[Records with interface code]

— begin —

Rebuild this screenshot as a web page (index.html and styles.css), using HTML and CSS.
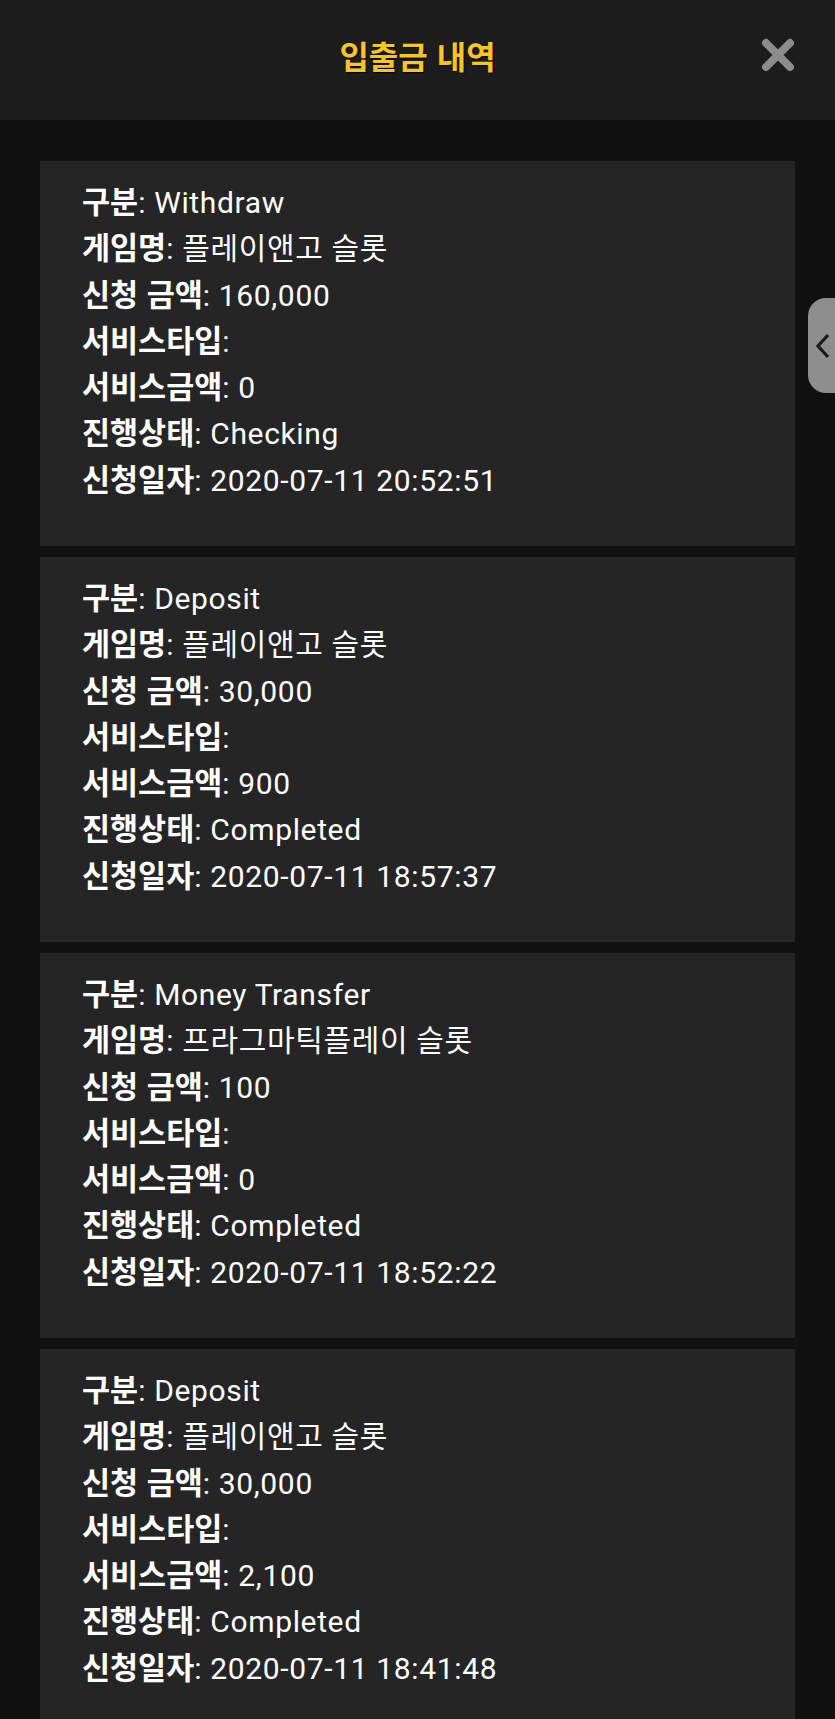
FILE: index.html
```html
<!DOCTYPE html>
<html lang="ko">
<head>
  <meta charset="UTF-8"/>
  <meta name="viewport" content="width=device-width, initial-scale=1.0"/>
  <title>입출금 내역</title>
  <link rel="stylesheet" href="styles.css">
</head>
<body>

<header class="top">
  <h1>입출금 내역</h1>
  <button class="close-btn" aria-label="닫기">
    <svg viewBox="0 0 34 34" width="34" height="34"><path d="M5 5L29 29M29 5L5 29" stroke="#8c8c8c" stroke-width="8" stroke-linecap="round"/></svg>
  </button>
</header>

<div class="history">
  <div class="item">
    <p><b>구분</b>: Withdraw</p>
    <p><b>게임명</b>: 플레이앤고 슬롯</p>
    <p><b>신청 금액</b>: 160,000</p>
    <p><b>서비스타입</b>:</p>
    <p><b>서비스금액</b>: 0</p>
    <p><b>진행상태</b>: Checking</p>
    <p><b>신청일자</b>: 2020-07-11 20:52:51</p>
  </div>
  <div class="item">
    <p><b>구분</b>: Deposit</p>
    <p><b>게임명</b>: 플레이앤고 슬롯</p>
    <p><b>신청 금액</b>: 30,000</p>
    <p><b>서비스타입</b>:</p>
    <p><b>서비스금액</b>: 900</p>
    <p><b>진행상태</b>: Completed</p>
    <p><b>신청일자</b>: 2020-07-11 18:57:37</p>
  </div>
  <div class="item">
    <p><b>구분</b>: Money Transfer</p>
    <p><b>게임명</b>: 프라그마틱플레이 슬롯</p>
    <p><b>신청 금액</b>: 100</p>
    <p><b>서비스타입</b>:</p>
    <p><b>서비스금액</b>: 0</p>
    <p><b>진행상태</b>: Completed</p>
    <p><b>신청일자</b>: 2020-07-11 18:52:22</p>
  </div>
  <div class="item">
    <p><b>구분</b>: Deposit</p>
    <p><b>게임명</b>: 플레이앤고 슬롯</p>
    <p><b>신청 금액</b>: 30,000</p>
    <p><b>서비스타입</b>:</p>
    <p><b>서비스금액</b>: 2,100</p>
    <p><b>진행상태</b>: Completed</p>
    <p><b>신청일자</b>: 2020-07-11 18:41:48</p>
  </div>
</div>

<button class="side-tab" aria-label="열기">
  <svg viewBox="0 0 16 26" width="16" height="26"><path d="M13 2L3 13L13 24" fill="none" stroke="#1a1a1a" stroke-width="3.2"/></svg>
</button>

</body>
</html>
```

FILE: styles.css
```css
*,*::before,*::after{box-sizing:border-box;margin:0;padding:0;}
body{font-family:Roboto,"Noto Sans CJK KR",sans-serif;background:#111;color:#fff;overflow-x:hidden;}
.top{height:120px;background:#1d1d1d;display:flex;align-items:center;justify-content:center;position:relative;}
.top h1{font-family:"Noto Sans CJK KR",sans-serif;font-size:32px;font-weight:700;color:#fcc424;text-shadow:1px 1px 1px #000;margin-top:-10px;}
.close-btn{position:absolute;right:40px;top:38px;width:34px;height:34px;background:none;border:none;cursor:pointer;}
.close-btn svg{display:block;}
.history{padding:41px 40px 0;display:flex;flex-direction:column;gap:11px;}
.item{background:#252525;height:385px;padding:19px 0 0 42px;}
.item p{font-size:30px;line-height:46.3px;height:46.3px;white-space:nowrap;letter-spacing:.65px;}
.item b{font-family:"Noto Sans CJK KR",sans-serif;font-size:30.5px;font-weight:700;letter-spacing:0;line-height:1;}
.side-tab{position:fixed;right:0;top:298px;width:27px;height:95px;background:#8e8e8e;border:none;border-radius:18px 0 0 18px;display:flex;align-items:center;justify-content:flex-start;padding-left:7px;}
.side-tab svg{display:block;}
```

— end —
— begin —

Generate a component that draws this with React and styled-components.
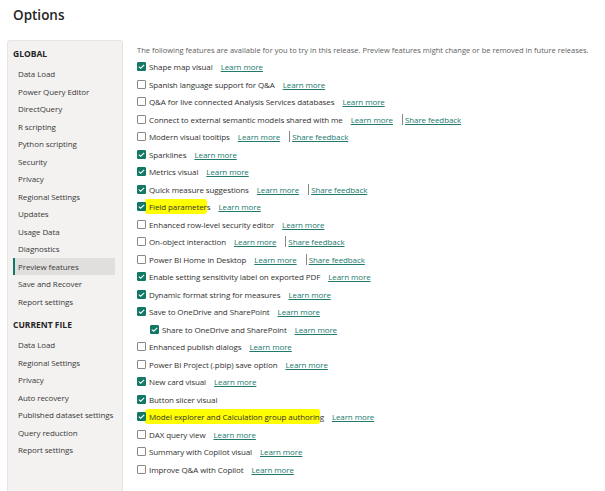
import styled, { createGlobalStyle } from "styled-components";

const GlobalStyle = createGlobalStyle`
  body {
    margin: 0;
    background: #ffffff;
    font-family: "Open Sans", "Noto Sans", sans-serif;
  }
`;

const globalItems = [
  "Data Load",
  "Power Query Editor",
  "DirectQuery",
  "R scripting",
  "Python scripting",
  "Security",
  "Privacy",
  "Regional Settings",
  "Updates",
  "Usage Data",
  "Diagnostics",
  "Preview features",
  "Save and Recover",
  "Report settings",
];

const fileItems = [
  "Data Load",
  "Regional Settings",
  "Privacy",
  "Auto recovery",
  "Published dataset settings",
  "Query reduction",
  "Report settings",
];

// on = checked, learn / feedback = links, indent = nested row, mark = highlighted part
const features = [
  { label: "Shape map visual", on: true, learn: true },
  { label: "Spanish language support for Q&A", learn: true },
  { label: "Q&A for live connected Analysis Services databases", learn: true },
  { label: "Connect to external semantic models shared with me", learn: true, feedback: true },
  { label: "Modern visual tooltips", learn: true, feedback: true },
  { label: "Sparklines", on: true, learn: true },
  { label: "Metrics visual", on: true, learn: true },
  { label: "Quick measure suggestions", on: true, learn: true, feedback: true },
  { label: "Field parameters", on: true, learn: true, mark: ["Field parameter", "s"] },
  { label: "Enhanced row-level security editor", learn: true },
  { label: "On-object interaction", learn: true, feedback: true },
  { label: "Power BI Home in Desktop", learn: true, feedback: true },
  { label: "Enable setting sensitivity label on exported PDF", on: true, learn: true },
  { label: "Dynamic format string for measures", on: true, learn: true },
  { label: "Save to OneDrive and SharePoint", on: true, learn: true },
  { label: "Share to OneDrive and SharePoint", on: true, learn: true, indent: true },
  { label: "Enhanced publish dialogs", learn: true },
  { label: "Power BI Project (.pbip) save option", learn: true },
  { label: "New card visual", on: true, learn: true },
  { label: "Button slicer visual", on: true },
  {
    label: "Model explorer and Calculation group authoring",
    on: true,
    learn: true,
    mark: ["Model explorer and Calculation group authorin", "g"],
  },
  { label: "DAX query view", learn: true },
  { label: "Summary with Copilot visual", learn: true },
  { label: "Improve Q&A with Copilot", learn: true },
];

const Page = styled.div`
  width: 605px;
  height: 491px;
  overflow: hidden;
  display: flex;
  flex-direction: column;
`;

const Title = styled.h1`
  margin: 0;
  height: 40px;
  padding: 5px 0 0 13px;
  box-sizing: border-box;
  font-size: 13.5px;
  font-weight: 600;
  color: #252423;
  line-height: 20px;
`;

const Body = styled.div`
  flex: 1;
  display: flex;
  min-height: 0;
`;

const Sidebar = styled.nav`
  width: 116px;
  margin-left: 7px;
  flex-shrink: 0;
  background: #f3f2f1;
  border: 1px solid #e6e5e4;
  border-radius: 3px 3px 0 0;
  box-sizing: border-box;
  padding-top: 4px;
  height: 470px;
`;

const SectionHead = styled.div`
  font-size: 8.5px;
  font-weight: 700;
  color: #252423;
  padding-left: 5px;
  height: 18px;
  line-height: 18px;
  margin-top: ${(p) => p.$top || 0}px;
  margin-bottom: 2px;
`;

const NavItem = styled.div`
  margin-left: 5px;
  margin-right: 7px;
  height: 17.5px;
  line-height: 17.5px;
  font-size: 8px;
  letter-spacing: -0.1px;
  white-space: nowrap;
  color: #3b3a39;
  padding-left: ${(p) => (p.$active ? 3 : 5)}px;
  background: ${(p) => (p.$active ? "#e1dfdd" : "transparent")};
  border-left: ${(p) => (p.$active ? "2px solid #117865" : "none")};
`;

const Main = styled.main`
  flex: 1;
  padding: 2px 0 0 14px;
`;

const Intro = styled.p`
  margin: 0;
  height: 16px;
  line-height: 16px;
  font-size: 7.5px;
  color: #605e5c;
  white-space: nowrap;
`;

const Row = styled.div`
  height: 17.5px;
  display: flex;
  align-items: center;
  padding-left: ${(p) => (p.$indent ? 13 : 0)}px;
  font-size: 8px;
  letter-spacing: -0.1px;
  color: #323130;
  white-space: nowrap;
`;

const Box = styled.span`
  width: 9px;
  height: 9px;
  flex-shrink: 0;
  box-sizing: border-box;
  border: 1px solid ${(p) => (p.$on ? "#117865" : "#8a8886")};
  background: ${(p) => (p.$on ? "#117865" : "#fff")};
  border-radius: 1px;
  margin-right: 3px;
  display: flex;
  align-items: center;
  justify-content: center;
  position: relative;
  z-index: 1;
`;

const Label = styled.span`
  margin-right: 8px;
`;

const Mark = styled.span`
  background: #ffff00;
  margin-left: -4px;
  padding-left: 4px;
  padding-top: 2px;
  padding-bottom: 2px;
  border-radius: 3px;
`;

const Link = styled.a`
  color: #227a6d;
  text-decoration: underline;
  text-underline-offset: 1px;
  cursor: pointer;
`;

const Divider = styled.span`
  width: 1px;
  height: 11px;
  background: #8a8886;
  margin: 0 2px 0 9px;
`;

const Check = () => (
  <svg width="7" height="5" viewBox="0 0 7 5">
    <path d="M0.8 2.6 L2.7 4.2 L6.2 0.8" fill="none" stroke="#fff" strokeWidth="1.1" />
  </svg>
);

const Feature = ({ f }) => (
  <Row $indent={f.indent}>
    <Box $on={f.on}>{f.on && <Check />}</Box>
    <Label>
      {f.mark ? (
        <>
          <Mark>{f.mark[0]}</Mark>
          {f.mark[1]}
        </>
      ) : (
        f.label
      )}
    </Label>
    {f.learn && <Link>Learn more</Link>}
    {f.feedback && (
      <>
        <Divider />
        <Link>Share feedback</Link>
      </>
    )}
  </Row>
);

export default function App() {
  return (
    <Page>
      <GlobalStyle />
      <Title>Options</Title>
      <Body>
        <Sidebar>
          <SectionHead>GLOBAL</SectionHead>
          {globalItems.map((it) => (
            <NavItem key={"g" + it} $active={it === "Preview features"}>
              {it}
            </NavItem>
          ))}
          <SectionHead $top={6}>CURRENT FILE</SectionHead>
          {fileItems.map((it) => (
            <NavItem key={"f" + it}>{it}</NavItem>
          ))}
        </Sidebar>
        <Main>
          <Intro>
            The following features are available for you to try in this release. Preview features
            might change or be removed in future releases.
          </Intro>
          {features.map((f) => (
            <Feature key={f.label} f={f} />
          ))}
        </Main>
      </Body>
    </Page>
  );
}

— end —

[What the task asks] Looking at the entries above, say how many lines contain the word "index". Only the number is wanted.

[Final answer] 3